On the front line in public and private education, I have watched my students and their parents change over these last twenty years. Every year it has gotten more difficult with less teaching of material and more time on the counseling side of education. I find this concerning. Generally speaking, there are fewer people who take others into account. They hide behind the veil of social media. They play the victim when it serves and they cry foul if their proverbial picket fence is threatened. Few want to take responsibility for their actions and feel justified when challenged. I'm talking about this across the board in populations and family systems.
Knowing this, I pine for the values of my grandparents who were members of the Greatest Generation. As shown in this age of COVID-19, I don't think people are equipped with the same ability to adapt and cope with changes now, as they were during a world war or Great Depression. Between the toilet paper hording, canned good snatching, and more recently protesting social distancing and what stores/restaurants should be opened is eye opening.
I don't assume to be an expert on these issues, but why has it been so hard to help each other and to do the right thing? Maybe that is the greater issue - we are debating on what is the right thing. We are talking about livelihoods and families that are at risk, so it's difficult to put every person and family in the same box. It's a giant grey area.
Still, COVID-19 aside and that drama that we continue to play out, these issues were undercover but lurking prior to these past few months.
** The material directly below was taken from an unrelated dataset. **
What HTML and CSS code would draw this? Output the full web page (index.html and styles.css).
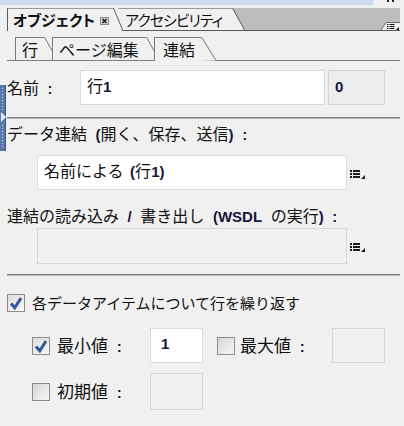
FILE: index.html
```html
<!DOCTYPE html>
<html lang="ja">
<head>
<meta charset="utf-8">
<link rel="stylesheet" href="styles.css">
</head>
<body>
<div class="topbar">
  <div class="titlefill"></div>
  <div class="grip"><svg width="8" height="2" viewBox="0 0 8 2"><rect x="0" y="0" width="2" height="2" fill="#222"/><rect x="5" y="0" width="2" height="2" fill="#222"/></svg></div>
</div>

<div class="tabs">
  <div class="tab tab-active">
    <span class="tab-label">オブジェクト<span class="close"><svg width="9" height="8" viewBox="0 0 9 8"><rect x="0.5" y="0.5" width="8" height="7" fill="#d4d4d4" stroke="#8a8a8a"/><path d="M2.5 2 L6.5 6 M6.5 2 L2.5 6" stroke="#111" stroke-width="1.4"/></svg></span></span>
    <svg class="slant" width="10" height="23" viewBox="0 0 10 23"><polygon points="0,0 0.5,0 10,23 0,23" fill="#f0f0f0"/><line x1="0.5" y1="0" x2="10" y2="23" stroke="#5a5a5a"/></svg>
  </div>
  <div class="tab tab-inactive">
    <span class="tab-label">アクセシビリティ</span>
    <svg class="slant" width="13" height="23" viewBox="0 0 13 23"><rect x="0" y="0" width="13" height="23" fill="#bdbdbd"/><polygon points="0,0 0.5,0 12.5,22 0,22" fill="#f0f0f0"/><line x1="0.5" y1="0" x2="12.5" y2="22" stroke="#5a5a5a"/><line x1="0" y1="22.5" x2="13" y2="22.5" stroke="#5a5a5a"/></svg>
  </div>
  <div class="tabs-fill">
    <svg class="panel-menu" width="19" height="8" viewBox="0 0 19 8"><polygon points="0,8 5,0.5 19,0.5 19,8" fill="#f0f0f0"/><polyline points="0,8 5,0.5 19,0.5" fill="none" stroke="#6a6a6a"/><g fill="#111"><rect x="6" y="2" width="1.5" height="1"/><rect x="8.5" y="2" width="5" height="1"/><rect x="6" y="4" width="1.5" height="1"/><rect x="8.5" y="4" width="5" height="1"/><rect x="6" y="6" width="1.5" height="1"/><rect x="8.5" y="6" width="5" height="1"/><polygon points="18,5 18,8 15,8"/></g></svg>
  </div>
</div>

<div class="panel">
  <div class="subtabs">
    <div class="subtab">
      <span class="sub-label">行</span>
      <svg class="slant" width="13" height="23" viewBox="0 0 13 23"><polygon points="0,0 0.5,0 13,23 0,23" fill="#f0f0f0"/><line x1="0.5" y1="0" x2="13" y2="23" stroke="#7a7a7a"/></svg>
    </div>
    <div class="subtab overlap">
      <span class="sub-label">ページ編集</span>
      <svg class="slant" width="13" height="23" viewBox="0 0 13 23"><polygon points="0,0 0.5,0 13,23 0,23" fill="#f0f0f0"/><line x1="0.5" y1="0" x2="13" y2="23" stroke="#7a7a7a"/></svg>
    </div>
    <div class="subtab overlap subtab-active">
      <span class="sub-label">連結</span>
      <svg class="slant" width="15" height="24" viewBox="0 0 15 24"><polygon points="0,0 0.5,0 15,23.5 0,24" fill="#f0f0f0"/><line x1="0.5" y1="0" x2="15" y2="23.5" stroke="#7a7a7a"/></svg>
    </div>
  </div>

  <div class="name-row">
    <span class="label name-label">名前 <span class="lat">:</span></span>
    <div class="field name-field"><span class="field-text">行<span class="lat">1</span></span></div>
    <div class="field field-gray count-field"><span class="field-text"><span class="lat">0</span></span></div>
  </div>

  <div class="sep sep-first"></div>

  <div class="label section-label">データ連結 <span class="lat">(</span>開く、保存、送信<span class="lat">)</span> <span class="lat">:</span></div>
  <div class="field-line first-line">
    <div class="field wide-field"><span class="field-text">名前による <span class="lat">(</span>行<span class="lat">1)</span></span></div>
    <svg class="list-icon" width="15" height="9" viewBox="0 0 15 9"><g fill="#1a1a1a"><rect x="0" y="0" width="2" height="2"/><rect x="3" y="0" width="7" height="2"/><rect x="0" y="3" width="2" height="2"/><rect x="3" y="3" width="7" height="2"/><rect x="0" y="6" width="2" height="2"/><rect x="3" y="6" width="7" height="2"/><polygon points="15,5 15,9 11,9"/></g></svg>
  </div>

  <div class="label section-label second-label">連結の読み込み <span class="lat">/</span> 書き出し <span class="lat">(WSDL</span> の実行<span class="lat">)</span> <span class="lat">:</span></div>
  <div class="field-line second-line">
    <div class="field wide-field field-disabled"></div>
    <svg class="list-icon" width="15" height="9" viewBox="0 0 15 9"><g fill="#1a1a1a"><rect x="0" y="0" width="2" height="2"/><rect x="3" y="0" width="7" height="2"/><rect x="0" y="3" width="2" height="2"/><rect x="3" y="3" width="7" height="2"/><rect x="0" y="6" width="2" height="2"/><rect x="3" y="6" width="7" height="2"/><polygon points="15,5 15,9 11,9"/></g></svg>
  </div>

  <div class="sep sep-second"></div>

  <div class="check-row repeat-row">
    <span class="checkbox checked"><svg width="16" height="16" viewBox="0 0 16 16"><path d="M3 8.5 L6.8 12.8 L13 3" fill="none" stroke="#35569a" stroke-width="3"/></svg></span>
    <span class="label repeat-label">各データアイテムについて行を繰り返す</span>
  </div>

  <div class="value-row min-row">
    <span class="checkbox checked"><svg width="16" height="16" viewBox="0 0 16 16"><path d="M3 8.5 L6.8 12.8 L13 3" fill="none" stroke="#35569a" stroke-width="3"/></svg></span>
    <span class="label value-label">最小値 <span class="lat">:</span></span>
    <div class="field value-field"><span class="field-text"><span class="lat">1</span></span></div>
    <span class="checkbox second-check"></span>
    <span class="label value-label">最大値 <span class="lat">:</span></span>
    <div class="field value-field field-disabled"></div>
  </div>

  <div class="value-row init-row">
    <span class="checkbox"></span>
    <span class="label value-label">初期値 <span class="lat">:</span></span>
    <div class="field value-field field-disabled tall"></div>
  </div>
</div>

<div class="edge-handle">
  <svg width="6" height="66" viewBox="0 0 6 66">
    <rect x="0" y="0" width="6" height="66" fill="#5a79a8"/>
    <rect x="5" y="0" width="1" height="66" fill="#3e5a86"/>
    <g fill="#c9d6ea">
      <rect x="2" y="3" width="1" height="1"/><rect x="2" y="6" width="1" height="1"/><rect x="2" y="9" width="1" height="1"/><rect x="2" y="12" width="1" height="1"/><rect x="2" y="15" width="1" height="1"/><rect x="2" y="18" width="1" height="1"/><rect x="2" y="21" width="1" height="1"/><rect x="2" y="24" width="1" height="1"/>
      <rect x="2" y="40" width="1" height="1"/><rect x="2" y="43" width="1" height="1"/><rect x="2" y="46" width="1" height="1"/><rect x="2" y="49" width="1" height="1"/><rect x="2" y="52" width="1" height="1"/><rect x="2" y="55" width="1" height="1"/><rect x="2" y="58" width="1" height="1"/><rect x="2" y="61" width="1" height="1"/>
    </g>
    <polygon points="1,27 6,32 1,37" fill="#e8eef8"/>
  </svg>
</div>
</body>
</html>
```

FILE: styles.css
```css
* { box-sizing: border-box; }

html, body {
  margin: 0;
  padding: 0;
}

body {
  position: relative;
  width: 404px;
  height: 426px;
  overflow: hidden;
  background: #f0f0f0;
  color: #111;
  font-family: "Noto Sans CJK JP", "Noto Sans", sans-serif;
  font-size: 16px;
  line-height: 20px;
}

.label {
  word-spacing: 5px;
}

.lat {
  font-family: "Liberation Sans", Arial, sans-serif;
  font-weight: bold;
  font-size: 15px;
  color: #16163a;
  word-spacing: 0;
}

/* top title bar */
.topbar {
  display: flex;
  height: 5px;
}
.titlefill {
  flex: 1;
  background: #cddcec;
}
.grip {
  width: 31px;
  display: flex;
  justify-content: flex-end;
  align-items: flex-start;
  padding-right: 9px;
}
.grip svg { display: block; }

/* main tabs */
.tabs {
  display: flex;
  height: 23px;
  margin-top: 3px;
  padding-left: 7px;
  padding-right: 4px;
}
.tab {
  display: flex;
  height: 23px;
}
.tab .slant { display: block; flex: none; }
.tab-label {
  display: flex;
  align-items: center;
  height: 23px;
  background: #f0f0f0;
  border-top: 1px solid #9a9a9a;
  white-space: nowrap;
  font-size: 15px;
  font-feature-settings: "palt" 1;
}
.tab-active {
  z-index: 2;
}
.tab-active .tab-label {
  border-left: 1px solid #5a5a5a;
  padding: 0 4px 0 5px;
  font-weight: bold;
}
.close {
  display: flex;
  margin-left: 5px;
  margin-top: 2px;
}
.close svg { display: block; }
.tab-inactive {
  margin-left: -5px;
  z-index: 1;
}
.tab-inactive .tab-label {
  border-bottom: 1px solid #5a5a5a;
  padding: 0 10px 0 7px;
  letter-spacing: -1px;
}
.tabs-fill {
  flex: 1;
  background: #bdbdbd;
  border-bottom: 1px solid #5a5a5a;
  display: flex;
  justify-content: flex-end;
  align-items: flex-end;
}
.panel-menu { display: block; }

/* panel */
.panel {
  padding: 0 4px 0 7px;
}

.subtabs {
  display: flex;
  height: 24px;
  margin-top: 6px;
  padding-left: 8px;
  border-bottom: 1px solid #808080;
}
.subtab {
  display: flex;
  height: 23px;
}
.subtab .slant { display: block; flex: none; }
.sub-label {
  display: flex;
  align-items: center;
  height: 23px;
  background: #f0f0f0;
  border-left: 1px solid #7a7a7a;
  border-top: 1px solid #7a7a7a;
  white-space: nowrap;
  padding: 0 4px 0 6px;
}
.subtab:first-child .sub-label { width: 29px; }
.overlap { margin-left: -5px; }
.subtab:nth-child(2) .sub-label { width: 94px; }
.subtab-active {
  height: 24px;
  margin-left: -5px;
}
.subtab-active .sub-label {
  height: 24px;
  width: 47px;
  padding-left: 8px;
  padding-bottom: 1px;
}

/* name row */
.name-row {
  display: flex;
  align-items: center;
  margin-top: 9px;
  height: 35px;
}
.name-label {
  width: 73px;
  flex: none;
}
.field {
  display: flex;
  align-items: center;
  height: 35px;
  background: #fff;
  border: 1px solid #d6dce4;
  padding: 0 6px 3px 6px;
  white-space: nowrap;
}
.field-text {
  white-space: pre;
}
.name-field {
  width: 245px;
}
.count-field {
  width: 57px;
  margin-left: 3px;
}
.field-gray {
  background: #ececec;
  border-color: #d3d3d3;
}
.field-disabled {
  background: #f0f0f0;
  border-color: #d6d6d6;
}

.sep {
  height: 2px;
  border-top: 1px solid #7c7c7c;
  border-bottom: 1px solid #b8b8b8;
}
.sep-first { margin-top: 12px; }

.section-label {
  margin-top: 4px;
  height: 20px;
  white-space: nowrap;
}
.second-label { margin-top: 15px; }

.field-line {
  display: flex;
  align-items: center;
  padding-left: 30px;
}
.first-line { margin-top: 12px; }
.second-line { margin-top: 3px; }
.wide-field {
  width: 310px;
  word-spacing: 3px;
}
.second-line .wide-field { height: 36px; }
.list-icon {
  display: block;
  margin-left: 3px;
  margin-top: 3px;
}

.sep-second { margin-top: 10px; }

/* checkboxes */
.checkbox {
  display: flex;
  align-items: center;
  justify-content: center;
  width: 18px;
  height: 18px;
  flex: none;
  border: 1px solid #8c8c8c;
  background: linear-gradient(135deg, #d6d6d6, #f6f6f6);
}
.checkbox.checked {
  background: linear-gradient(135deg, #dcdcdc, #f8f8f8);
}
.checkbox svg { display: block; }

.check-row {
  display: flex;
  align-items: center;
  gap: 7px;
  margin-top: 17px;
  height: 20px;
}
.repeat-label {
  font-size: 15px;
}

.value-row {
  display: flex;
  align-items: center;
  padding-left: 25px;
}
.min-row { margin-top: 15px; }
.init-row { margin-top: 10px; }
.value-label {
  margin-left: 7px;
  width: 93px;
  white-space: nowrap;
  font-size: 17px;
}
.value-field {
  width: 53px;
  padding-left: 10px;
  padding-bottom: 6px;
}
.value-field.tall { height: 37px; }
.second-check {
  margin-left: 14px;
}
.second-check + .value-label {
  margin-left: 5px;
  width: 92px;
}

/* left docking handle (overlay) */
.edge-handle {
  position: absolute;
  left: 0;
  top: 85px;
  width: 6px;
  height: 66px;
}
.edge-handle svg { display: block; }
```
For me, I was reminded of this while out and about this morning. Returning from a run, I was dropping a friend off when we spotted a family in the middle of the park and ride parking running their gums. That's me trying to sound like an author.
The people were oblivious. For whatever reason this family was congregating among three parking spots. The oldest, most likely the grandfather or father to someone in the group, was a grey bearded man. He felt it was necessary to lean back with his buttocks firmly on the hood of my friend's car. He was using the hood as his personal seat.
I watched this older man hold court for his children and grandchildren. Instead of apologizing, this man passed the buck and said something like, "I didn't know the car had an owner." Seriously, why would the well cared car be in the middle of a parking lot with current tags and inspection if there was no owner? We didn't engage in further conversation as there was no point. The old timer didn't care and neither did the rest of his entourage.
Likewise, I can tell you stories about residents in the quiet apartment building that feel that midnight is a good time to hook a guitar up to an amp or the people in the busy grocery store parking lot who decide it makes perfect sense to park between two spots as opposed to taking one. There are dog walkers who let their faithful friends run leash-less in an urban park because the dog has to be able to run or they allow the dog to defecate on a neighbor's lawn without the intention to remove the waste. Sure some might say, I'm nitpicking. Really, I'm not though. I'm pointing out these little things add up.
While last week Ziggy Marley was singing in my head, the fact remains that despite those who do the right thing, even when no one is looking, there is a larger group of people who don't seem to care. For that, I'm hoping they'll wake up and realize the world isn't just their oyster but it is a shared one meant for all to experience and love.